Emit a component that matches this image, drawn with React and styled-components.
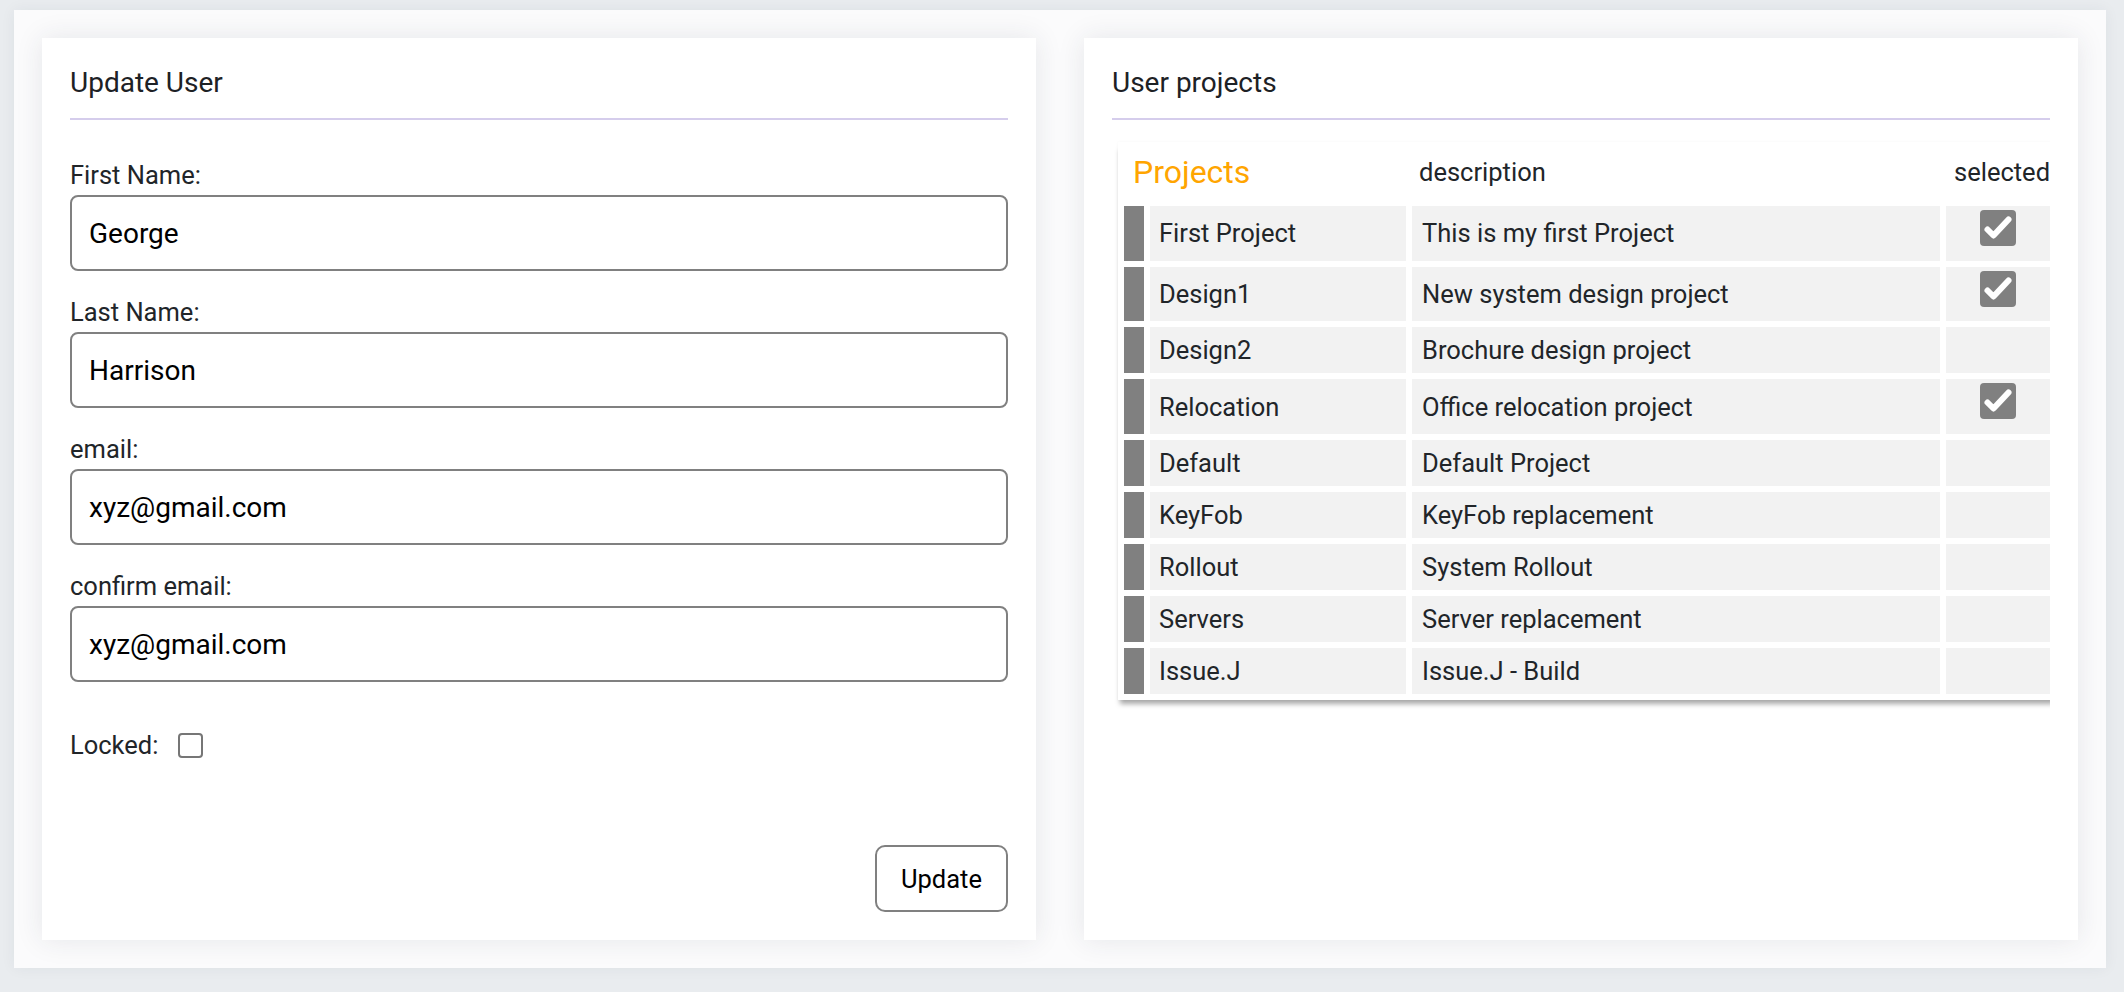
import React from "react";
import styled, { createGlobalStyle } from "styled-components";

const GlobalStyle = createGlobalStyle`
  html, body {
    margin: 0;
    padding: 0;
    background: #e9ecef;
    font-family: Roboto, "Liberation Sans", Arial, sans-serif;
    color: #212529;
  }
  * { box-sizing: border-box; }
`;

const Page = styled.div`
  height: 100vh;
  padding: 10px 18px 24px 14px;
  display: flex;
`;

const Container = styled.div`
  flex: 1;
  background: #fbfbfc;
  box-shadow: 0 0 14px rgba(40, 50, 70, 0.06);
  padding: 28px;
  display: grid;
  grid-template-columns: 1fr 1fr;
  gap: 48px;
`;

const Card = styled.section`
  background: #ffffff;
  box-shadow: 0 0 26px rgba(40, 50, 70, 0.1);
  padding: 28px;
  display: flex;
  flex-direction: column;
  min-width: 0;
`;

const CardTitle = styled.h2`
  margin: 0;
  font-size: 28px;
  font-weight: 400;
  line-height: 33px;
  color: #1d2125;
`;

const Divider = styled.hr`
  margin: 19px 0 0;
  border: 0;
  height: 2px;
  background: #d5cdec;
`;

const Form = styled.form`
  margin-top: 40px;
  display: flex;
  flex-direction: column;
  flex: 1;
`;

const Field = styled.div`
  display: flex;
  flex-direction: column;
  margin-bottom: 26px;
`;

const Label = styled.label`
  font-size: 25.5px;
  line-height: 30px;
  color: #212529;
`;

const TextInput = styled.input`
  margin-top: 5px;
  height: 76px;
  width: 100%;
  border: 2px solid #808080;
  border-radius: 8px;
  padding: 0 17px;
  font-family: Roboto, "Liberation Sans", Arial, sans-serif;
  font-size: 28px;
  color: #000;
  background: #fff;
  outline: none;
`;

const LockedRow = styled.div`
  margin-top: 22px;
  display: flex;
  align-items: center;
  gap: 20px;
  font-size: 25.5px;
  line-height: 30px;
`;

const CheckInput = styled.input`
  appearance: none;
  margin: 0;
  width: 25px;
  height: 25px;
  border: 2px solid #767676;
  border-radius: 4px;
  background: #fff;
`;

const SubmitButton = styled.button`
  margin-top: auto;
  align-self: flex-end;
  width: 133px;
  height: 67px;
  border: 2px solid #808080;
  border-radius: 10px;
  background: #fff;
  font-family: Roboto, "Liberation Sans", Arial, sans-serif;
  font-size: 25.5px;
  color: #000;
  cursor: pointer;
`;

const TableWrap = styled.div`
  margin-top: 20px;
  padding: 2px 0 14px 6px;
  overflow: hidden;
`;

const Table = styled.table`
  width: 938px;
  table-layout: fixed;
  border-collapse: separate;
  border-spacing: 6px;
  background: #fff;
  box-shadow: 0 6px 5px -2px rgba(0, 0, 0, 0.34), 0 0 3px rgba(0, 0, 0, 0.035);
  font-size: 25.5px;
  color: #212529;
`;

const HeadCell = styled.th`
  height: 52px;
  padding: 0 0 4px ${(p) => p.$pad || 8}px;
  text-align: left;
  vertical-align: middle;
  font-weight: 400;
  white-space: nowrap;
  font-size: ${(p) => (p.$accent ? "32px" : "25.5px")};
  color: ${(p) => (p.$accent ? "#ffa500" : "#212529")};
`;

const BarCell = styled.td`
  background: #808080;
  padding: 0;
`;

const Cell = styled.td`
  background: #f2f2f2;
  padding: 8px ${(p) => p.$pad || 9}px;
  line-height: 30px;
  white-space: nowrap;
  overflow: hidden;
  vertical-align: middle;
`;

const CheckCell = styled.td`
  background: #f2f2f2;
  padding: 4px 0 14.7px;
  text-align: center;
  vertical-align: top;
`;

const CheckBox = styled.span`
  display: inline-flex;
  width: 36px;
  height: 36px;
  border-radius: 4px;
  background: #808080;
  vertical-align: top;
`;

const projects = [
  { name: "First Project", desc: "This is my first Project", sel: true },
  { name: "Design1", desc: "New system design project", sel: true },
  { name: "Design2", desc: "Brochure design project", sel: false },
  { name: "Relocation", desc: "Office relocation project", sel: true },
  { name: "Default", desc: "Default Project", sel: false },
  { name: "KeyFob", desc: "KeyFob replacement", sel: false },
  { name: "Rollout", desc: "System Rollout", sel: false },
  { name: "Servers", desc: "Server replacement", sel: false },
  { name: "Issue.J", desc: "Issue.J - Build", sel: false },
];

const Check = () => (
  <CheckBox>
    <svg width="36" height="36" viewBox="0 0 36 36">
      <polyline
        points="7.5,19.5 13.5,25.5 28.5,9.5"
        fill="none"
        stroke="#fff"
        strokeWidth="6"
        strokeLinecap="round"
        strokeLinejoin="round"
      />
    </svg>
  </CheckBox>
);

const fields = [
  { id: "first", label: "First Name:", value: "George" },
  { id: "last", label: "Last Name:", value: "Harrison" },
  { id: "email", label: "email:", value: "xyz@gmail.com" },
  { id: "confirm", label: "confirm email:", value: "xyz@gmail.com" },
];

export default function App() {
  return (
    <>
      <GlobalStyle />
      <Page>
        <Container>
          <Card>
            <CardTitle>Update User</CardTitle>
            <Divider />
            <Form onSubmit={(e) => e.preventDefault()}>
              {fields.map((f) => (
                <Field key={f.id}>
                  <Label htmlFor={f.id}>{f.label}</Label>
                  <TextInput id={f.id} defaultValue={f.value} />
                </Field>
              ))}
              <LockedRow>
                <Label htmlFor="locked">Locked:</Label>
                <CheckInput id="locked" type="checkbox" />
              </LockedRow>
              <SubmitButton type="submit">Update</SubmitButton>
            </Form>
          </Card>
          <Card>
            <CardTitle>User projects</CardTitle>
            <Divider />
            <TableWrap>
              <Table>
                <colgroup>
                  <col style={{ width: 20 }} />
                  <col style={{ width: 256 }} />
                  <col style={{ width: 528 }} />
                  <col style={{ width: 104 }} />
                </colgroup>
                <thead>
                  <tr>
                    <HeadCell colSpan={2} $accent $pad={9}>
                      Projects
                    </HeadCell>
                    <HeadCell $pad={7}>description</HeadCell>
                    <HeadCell $pad={8}>selected</HeadCell>
                  </tr>
                </thead>
                <tbody>
                  {projects.map((p) => (
                    <tr key={p.name}>
                      <BarCell />
                      <Cell>{p.name}</Cell>
                      <Cell $pad={10}>{p.desc}</Cell>
                      <CheckCell>{p.sel ? <Check /> : null}</CheckCell>
                    </tr>
                  ))}
                </tbody>
              </Table>
            </TableWrap>
          </Card>
        </Container>
      </Page>
    </>
  );
}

### WHAT YOU WILL DO:
Write out each line of the data exactly; the images should be left out.

### REPLY:
Emit a component that matches this image, drawn with React and styled-components.
import React from "react";
import styled, { createGlobalStyle } from "styled-components";

const GlobalStyle = createGlobalStyle`
  html, body {
    margin: 0;
    padding: 0;
    background: #e9ecef;
    font-family: Roboto, "Liberation Sans", Arial, sans-serif;
    color: #212529;
  }
  * { box-sizing: border-box; }
`;

const Page = styled.div`
  height: 100vh;
  padding: 10px 18px 24px 14px;
  display: flex;
`;

const Container = styled.div`
  flex: 1;
  background: #fbfbfc;
  box-shadow: 0 0 14px rgba(40, 50, 70, 0.06);
  padding: 28px;
  display: grid;
  grid-template-columns: 1fr 1fr;
  gap: 48px;
`;

const Card = styled.section`
  background: #ffffff;
  box-shadow: 0 0 26px rgba(40, 50, 70, 0.1);
  padding: 28px;
  display: flex;
  flex-direction: column;
  min-width: 0;
`;

const CardTitle = styled.h2`
  margin: 0;
  font-size: 28px;
  font-weight: 400;
  line-height: 33px;
  color: #1d2125;
`;

const Divider = styled.hr`
  margin: 19px 0 0;
  border: 0;
  height: 2px;
  background: #d5cdec;
`;

const Form = styled.form`
  margin-top: 40px;
  display: flex;
  flex-direction: column;
  flex: 1;
`;

const Field = styled.div`
  display: flex;
  flex-direction: column;
  margin-bottom: 26px;
`;

const Label = styled.label`
  font-size: 25.5px;
  line-height: 30px;
  color: #212529;
`;

const TextInput = styled.input`
  margin-top: 5px;
  height: 76px;
  width: 100%;
  border: 2px solid #808080;
  border-radius: 8px;
  padding: 0 17px;
  font-family: Roboto, "Liberation Sans", Arial, sans-serif;
  font-size: 28px;
  color: #000;
  background: #fff;
  outline: none;
`;

const LockedRow = styled.div`
  margin-top: 22px;
  display: flex;
  align-items: center;
  gap: 20px;
  font-size: 25.5px;
  line-height: 30px;
`;

const CheckInput = styled.input`
  appearance: none;
  margin: 0;
  width: 25px;
  height: 25px;
  border: 2px solid #767676;
  border-radius: 4px;
  background: #fff;
`;

const SubmitButton = styled.button`
  margin-top: auto;
  align-self: flex-end;
  width: 133px;
  height: 67px;
  border: 2px solid #808080;
  border-radius: 10px;
  background: #fff;
  font-family: Roboto, "Liberation Sans", Arial, sans-serif;
  font-size: 25.5px;
  color: #000;
  cursor: pointer;
`;

const TableWrap = styled.div`
  margin-top: 20px;
  padding: 2px 0 14px 6px;
  overflow: hidden;
`;

const Table = styled.table`
  width: 938px;
  table-layout: fixed;
  border-collapse: separate;
  border-spacing: 6px;
  background: #fff;
  box-shadow: 0 6px 5px -2px rgba(0, 0, 0, 0.34), 0 0 3px rgba(0, 0, 0, 0.035);
  font-size: 25.5px;
  color: #212529;
`;

const HeadCell = styled.th`
  height: 52px;
  padding: 0 0 4px ${(p) => p.$pad || 8}px;
  text-align: left;
  vertical-align: middle;
  font-weight: 400;
  white-space: nowrap;
  font-size: ${(p) => (p.$accent ? "32px" : "25.5px")};
  color: ${(p) => (p.$accent ? "#ffa500" : "#212529")};
`;

const BarCell = styled.td`
  background: #808080;
  padding: 0;
`;

const Cell = styled.td`
  background: #f2f2f2;
  padding: 8px ${(p) => p.$pad || 9}px;
  line-height: 30px;
  white-space: nowrap;
  overflow: hidden;
  vertical-align: middle;
`;

const CheckCell = styled.td`
  background: #f2f2f2;
  padding: 4px 0 14.7px;
  text-align: center;
  vertical-align: top;
`;

const CheckBox = styled.span`
  display: inline-flex;
  width: 36px;
  height: 36px;
  border-radius: 4px;
  background: #808080;
  vertical-align: top;
`;

const projects = [
  { name: "First Project", desc: "This is my first Project", sel: true },
  { name: "Design1", desc: "New system design project", sel: true },
  { name: "Design2", desc: "Brochure design project", sel: false },
  { name: "Relocation", desc: "Office relocation project", sel: true },
  { name: "Default", desc: "Default Project", sel: false },
  { name: "KeyFob", desc: "KeyFob replacement", sel: false },
  { name: "Rollout", desc: "System Rollout", sel: false },
  { name: "Servers", desc: "Server replacement", sel: false },
  { name: "Issue.J", desc: "Issue.J - Build", sel: false },
];

const Check = () => (
  <CheckBox>
    <svg width="36" height="36" viewBox="0 0 36 36">
      <polyline
        points="7.5,19.5 13.5,25.5 28.5,9.5"
        fill="none"
        stroke="#fff"
        strokeWidth="6"
        strokeLinecap="round"
        strokeLinejoin="round"
      />
    </svg>
  </CheckBox>
);

const fields = [
  { id: "first", label: "First Name:", value: "George" },
  { id: "last", label: "Last Name:", value: "Harrison" },
  { id: "email", label: "email:", value: "xyz@gmail.com" },
  { id: "confirm", label: "confirm email:", value: "xyz@gmail.com" },
];

export default function App() {
  return (
    <>
      <GlobalStyle />
      <Page>
        <Container>
          <Card>
            <CardTitle>Update User</CardTitle>
            <Divider />
            <Form onSubmit={(e) => e.preventDefault()}>
              {fields.map((f) => (
                <Field key={f.id}>
                  <Label htmlFor={f.id}>{f.label}</Label>
                  <TextInput id={f.id} defaultValue={f.value} />
                </Field>
              ))}
              <LockedRow>
                <Label htmlFor="locked">Locked:</Label>
                <CheckInput id="locked" type="checkbox" />
              </LockedRow>
              <SubmitButton type="submit">Update</SubmitButton>
            </Form>
          </Card>
          <Card>
            <CardTitle>User projects</CardTitle>
            <Divider />
            <TableWrap>
              <Table>
                <colgroup>
                  <col style={{ width: 20 }} />
                  <col style={{ width: 256 }} />
                  <col style={{ width: 528 }} />
                  <col style={{ width: 104 }} />
                </colgroup>
                <thead>
                  <tr>
                    <HeadCell colSpan={2} $accent $pad={9}>
                      Projects
                    </HeadCell>
                    <HeadCell $pad={7}>description</HeadCell>
                    <HeadCell $pad={8}>selected</HeadCell>
                  </tr>
                </thead>
                <tbody>
                  {projects.map((p) => (
                    <tr key={p.name}>
                      <BarCell />
                      <Cell>{p.name}</Cell>
                      <Cell $pad={10}>{p.desc}</Cell>
                      <CheckCell>{p.sel ? <Check /> : null}</CheckCell>
                    </tr>
                  ))}
                </tbody>
              </Table>
            </TableWrap>
          </Card>
        </Container>
      </Page>
    </>
  );
}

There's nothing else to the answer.